In partnership with other UK institutions, the UK Met Office has developed a regional environmental prediction system at km scale, over two domains: the Northwest European shelf and the Indian region. This provides a flexible research capability with which to study the interactions between atmosphere, land, river, ocean, wave and biogeochemistry processes resolved at km-scale, and the effect of environmental feedbacks on the evolution and impacts of multi-hazard weather events. The UKC3 coupled system incorporates models of the atmosphere (Met Office Unified Model), land surface with river routing (JULES), shelf-sea ocean (NEMO), ocean surface waves (WAVEWATCH III) and biogeochemistry (ERSEM) coupled together using OASIS3-MCT libraries and the FabM coupler. This research framework has enabled to uncover interesting scientific results and to improve to both atmospheric and marine weather prediction.

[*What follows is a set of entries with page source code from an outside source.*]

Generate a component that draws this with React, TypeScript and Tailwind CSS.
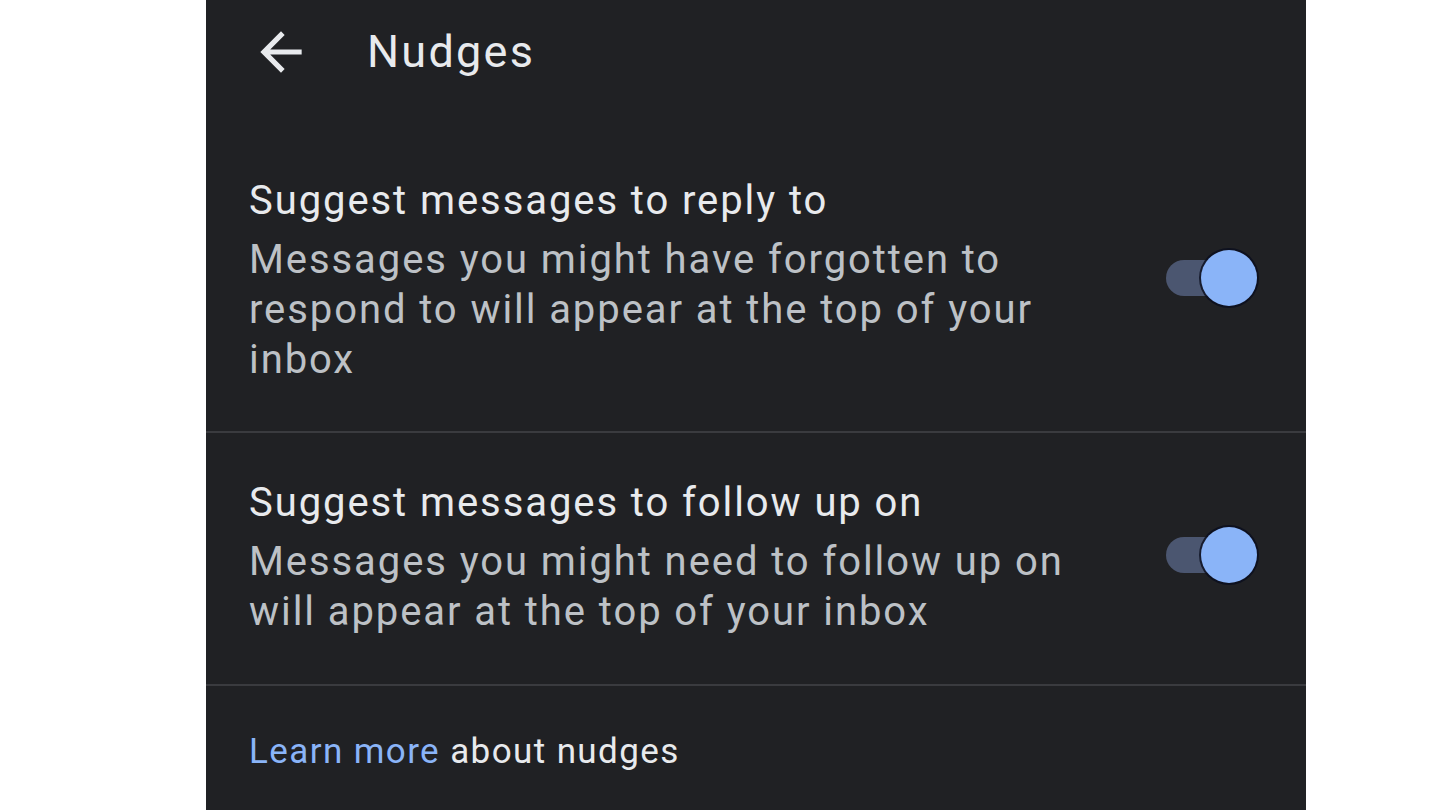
import React from 'react';

function BackArrow() {
  return (
    <svg width="62" height="62" viewBox="0 0 24 24" fill="#e8eaed">
      <path d="M20 11H7.83l5.59-5.59L12 4l-8 8 8 8 1.41-1.41L7.83 13H20v-2z" />
    </svg>
  );
}

function Toggle() {
  return (
    <div className="relative w-[91px] h-[58px] flex items-center shrink-0 -translate-y-[3px]">
      <div className="w-[88px] h-[36px] rounded-full bg-[#4b5670]" />
      <div className="absolute right-0 top-[1px] w-[56px] h-[56px] rounded-full bg-[#8ab4f8] shadow-[0_0_0_2px_rgba(10,14,30,0.8)]" />
    </div>
  );
}

function SettingRow({ title, desc, first }: { title: string; desc: string; first?: boolean }) {
  return (
    <div
      className={
        first
          ? 'flex items-center justify-between pl-[43px] pr-[49px] pt-[72px] pb-[46px] border-b-2 border-[#3a3b3f]'
          : 'flex items-center justify-between pl-[43px] pr-[49px] pt-[45px] pb-[47px] border-b-2 border-[#3a3b3f]'
      }
    >
      <div className="w-[840px]">
        <div className="text-[40px] leading-[50px] tracking-[0.048em] text-[#e8eaed]">{title}</div>
        <div className="mt-[9px] text-[40px] leading-[50px] tracking-[0.048em] text-[#bdc1c6]">{desc}</div>
      </div>
      <Toggle />
    </div>
  );
}

export default function App() {
  return (
    <div className="w-[1440px] h-[810px] bg-white overflow-hidden pl-[206px]" style={{ fontFamily: 'Roboto, "Noto Sans", sans-serif' }}>
      <div className="w-[1100px] h-full bg-[#202124]">
        {/* Top bar */}
        <div className="h-[104px] flex items-center pl-[44px]">
          <BackArrow />
          <span className="ml-[55px] text-[45px] tracking-[0.05em] text-[#e8eaed]">Nudges</span>
        </div>

        <SettingRow
          first
          title="Suggest messages to reply to"
          desc="Messages you might have forgotten to respond to will appear at the top of your inbox"
        />
        <SettingRow
          title="Suggest messages to follow up on"
          desc="Messages you might need to follow up on will appear at the top of your inbox"
        />

        <div className="pl-[43px] pt-[41px] text-[35px] leading-[50px] tracking-[0.04em]">
          <span className="text-[#8ab4f8]">Learn more</span>
          <span className="text-[#e8eaed]"> about nudges</span>
        </div>
      </div>
    </div>
  );
}
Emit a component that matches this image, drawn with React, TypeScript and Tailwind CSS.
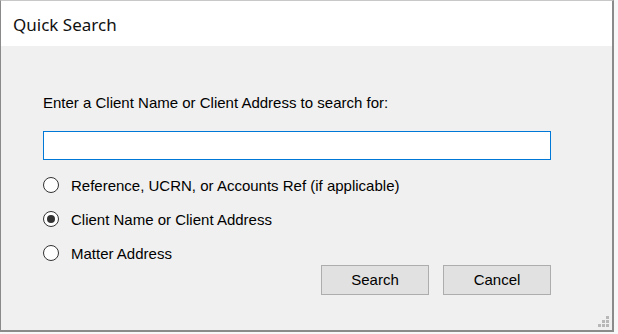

Recent developments have further enabled to run the system in ensemble forecast mode and in climate mode. We present advances allowed by this system, such as:
- benefits of ocean/wave coupled system for marine forecasting
- Improvements of summer temperature forecasts by using SST prediction from the marine prediction system
- improvements to winter storm wind forecasting when coupling the atmosphere with the wave models, resulting in changes to the atmospheric drag scheme
- changes to tropical cyclone prediction from atmosphere-ocean coupling mostly, coupled system enabling a more rigorous treatment of the near-surface energy budget
- Benefits and challenges of integrated hydrology
- dampening of UK heatwaves by tidal processes over the northwest European shelf
- effects of representing marine diurnal cycle on the diurnal cycle of convection over the maritime continent
- impacts of an SST perturbation scheme in ensemble forecasting system
- first atmosphere/ocean climate runs at km-scale over the Northwest European self.